COOKBOOK CHALLENGE: nigel slater's aubergine and chickpeas

Wednesday, 26 February 2014

My brother gave me Nigel Slater's little box, Eat, for Christmas. I've flicked through a couple of times and love the simplicity of it, with humble recipes such as gratin of kale and almonds, cucumber fennel and ricotta salad and basil prawns. No '15 minute meals' claims here, just good, honest meals that take little time to prepare and, using a limited number of ingredients, also fit just fine into my 'frugal recipes' category. I made aubergine and chickpeas on a cold Monday, when my boyfriend and I both had the day off, and it was satisfying and lovely and warming. I broke my Cookbook Challenge rules a little and improvised part of the recipe, plus we didn't have any garlic and it was tipping it down outside so we made do without.

Slice a large aubergine into thick rounds and place them in a single layer in a grill pan or on a baking sheet. Brush with olive oil, scatter with a tablespoon of chopped rosemary needles, salt, black pepper and 2 cloves of finely crushed garlic. Cook under an overhead grill, adding a little more oil as necessary, for 10 minutes or so, until the aubergine is golden brown and tender. Turn each piece and allow to brown lightly on the other side. 

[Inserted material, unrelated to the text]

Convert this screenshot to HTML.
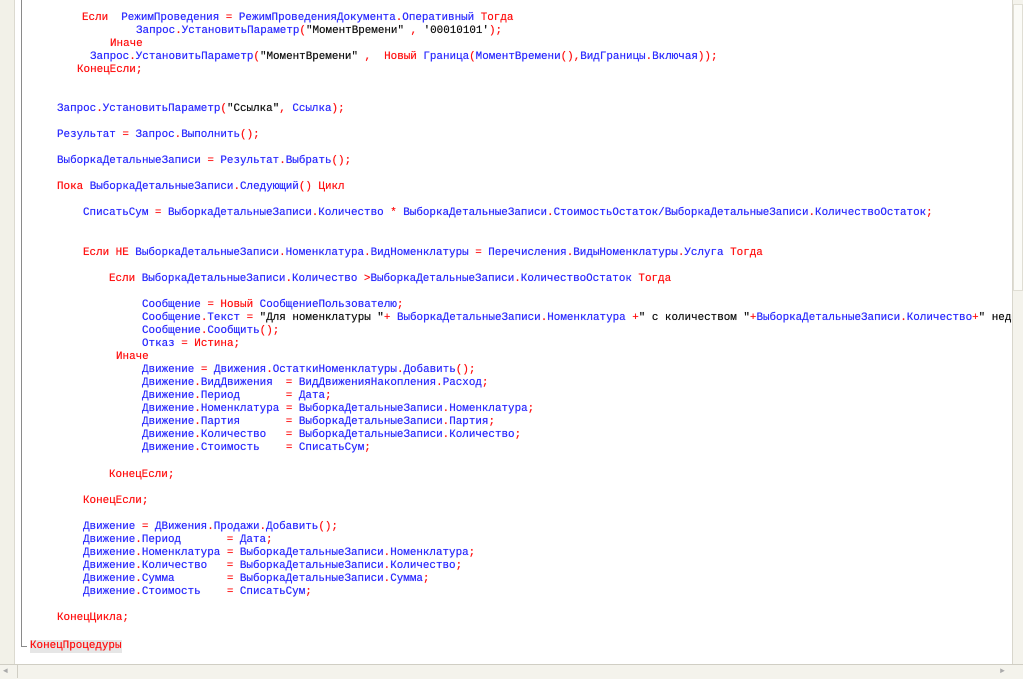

Drain a 400g can of chickpeas and warm half the contents in a small pan with a little olive oil, salt and some black pepper. Blitz in a blender or food processor with half the grilled aubergine to give a soft, quite smooth puree. Fry the reserved chickpeas for a few minutes in a little oil in a pan tip hot, then stir, whole, into the puree. Correct the seasoning then serve with the warm, grilled aubergine and some torn sesame bread.

My puree came out a bit dry, so I expect I didn't use enough olive oil, but when it comes to aubergines and oil, one can ask 'how long is a piece of string?' Obviously they taste best doused in the stuff, but in the interest of waistlines, I was a little reserved. I also fried the remaining chickpeas in a little cumin and actually cooked them until they were quite brown and starting to stick to the pan, which gave a really nice, smokey taste. I served it with kale, because I bloody love the stuff.